• [DATA PROVIDED]
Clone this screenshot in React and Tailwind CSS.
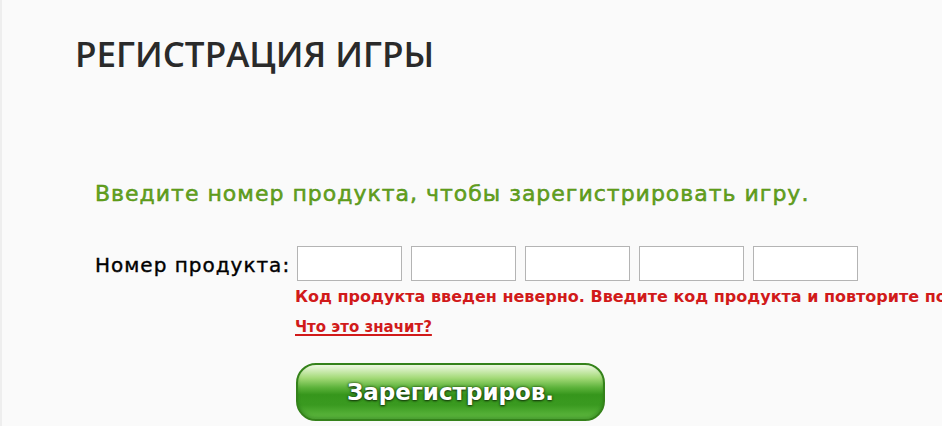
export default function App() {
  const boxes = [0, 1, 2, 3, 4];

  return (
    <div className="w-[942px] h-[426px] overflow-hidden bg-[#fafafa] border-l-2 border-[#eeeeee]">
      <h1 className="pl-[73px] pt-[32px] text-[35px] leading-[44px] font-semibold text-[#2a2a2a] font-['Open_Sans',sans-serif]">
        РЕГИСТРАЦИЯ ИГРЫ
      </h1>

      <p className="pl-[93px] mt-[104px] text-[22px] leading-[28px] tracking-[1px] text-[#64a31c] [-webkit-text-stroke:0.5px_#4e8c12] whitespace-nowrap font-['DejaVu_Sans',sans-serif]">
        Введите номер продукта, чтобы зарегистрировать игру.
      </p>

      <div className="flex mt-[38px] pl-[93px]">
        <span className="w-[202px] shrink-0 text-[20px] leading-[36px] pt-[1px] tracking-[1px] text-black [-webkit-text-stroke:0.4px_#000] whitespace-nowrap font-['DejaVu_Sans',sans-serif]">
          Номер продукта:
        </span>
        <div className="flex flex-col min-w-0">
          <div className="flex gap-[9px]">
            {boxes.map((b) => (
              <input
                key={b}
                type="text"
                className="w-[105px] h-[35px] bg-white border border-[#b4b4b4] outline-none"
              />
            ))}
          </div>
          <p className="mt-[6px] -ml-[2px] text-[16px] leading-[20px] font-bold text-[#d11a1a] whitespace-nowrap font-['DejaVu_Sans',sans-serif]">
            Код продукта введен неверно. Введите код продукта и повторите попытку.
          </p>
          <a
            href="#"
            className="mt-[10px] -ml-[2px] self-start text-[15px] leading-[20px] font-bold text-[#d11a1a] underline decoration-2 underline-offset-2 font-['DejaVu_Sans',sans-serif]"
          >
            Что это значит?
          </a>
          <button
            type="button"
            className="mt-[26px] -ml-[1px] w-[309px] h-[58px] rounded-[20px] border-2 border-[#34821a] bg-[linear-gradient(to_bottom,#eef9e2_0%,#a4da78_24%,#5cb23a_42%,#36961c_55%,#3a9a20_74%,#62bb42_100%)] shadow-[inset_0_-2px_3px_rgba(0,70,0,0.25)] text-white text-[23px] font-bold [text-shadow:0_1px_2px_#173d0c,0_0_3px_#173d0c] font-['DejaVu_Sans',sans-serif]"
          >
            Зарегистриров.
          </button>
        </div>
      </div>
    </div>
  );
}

• [YOUR GOAL] Leave out the pictures and copy the rest of the material above exactly.

• [REPLY TO THE EXERCISE]
Clone this screenshot in React and Tailwind CSS.
export default function App() {
  const boxes = [0, 1, 2, 3, 4];

  return (
    <div className="w-[942px] h-[426px] overflow-hidden bg-[#fafafa] border-l-2 border-[#eeeeee]">
      <h1 className="pl-[73px] pt-[32px] text-[35px] leading-[44px] font-semibold text-[#2a2a2a] font-['Open_Sans',sans-serif]">
        РЕГИСТРАЦИЯ ИГРЫ
      </h1>

      <p className="pl-[93px] mt-[104px] text-[22px] leading-[28px] tracking-[1px] text-[#64a31c] [-webkit-text-stroke:0.5px_#4e8c12] whitespace-nowrap font-['DejaVu_Sans',sans-serif]">
        Введите номер продукта, чтобы зарегистрировать игру.
      </p>

      <div className="flex mt-[38px] pl-[93px]">
        <span className="w-[202px] shrink-0 text-[20px] leading-[36px] pt-[1px] tracking-[1px] text-black [-webkit-text-stroke:0.4px_#000] whitespace-nowrap font-['DejaVu_Sans',sans-serif]">
          Номер продукта:
        </span>
        <div className="flex flex-col min-w-0">
          <div className="flex gap-[9px]">
            {boxes.map((b) => (
              <input
                key={b}
                type="text"
                className="w-[105px] h-[35px] bg-white border border-[#b4b4b4] outline-none"
              />
            ))}
          </div>
          <p className="mt-[6px] -ml-[2px] text-[16px] leading-[20px] font-bold text-[#d11a1a] whitespace-nowrap font-['DejaVu_Sans',sans-serif]">
            Код продукта введен неверно. Введите код продукта и повторите попытку.
          </p>
          <a
            href="#"
            className="mt-[10px] -ml-[2px] self-start text-[15px] leading-[20px] font-bold text-[#d11a1a] underline decoration-2 underline-offset-2 font-['DejaVu_Sans',sans-serif]"
          >
            Что это значит?
          </a>
          <button
            type="button"
            className="mt-[26px] -ml-[1px] w-[309px] h-[58px] rounded-[20px] border-2 border-[#34821a] bg-[linear-gradient(to_bottom,#eef9e2_0%,#a4da78_24%,#5cb23a_42%,#36961c_55%,#3a9a20_74%,#62bb42_100%)] shadow-[inset_0_-2px_3px_rgba(0,70,0,0.25)] text-white text-[23px] font-bold [text-shadow:0_1px_2px_#173d0c,0_0_3px_#173d0c] font-['DejaVu_Sans',sans-serif]"
          >
            Зарегистриров.
          </button>
        </div>
      </div>
    </div>
  );
}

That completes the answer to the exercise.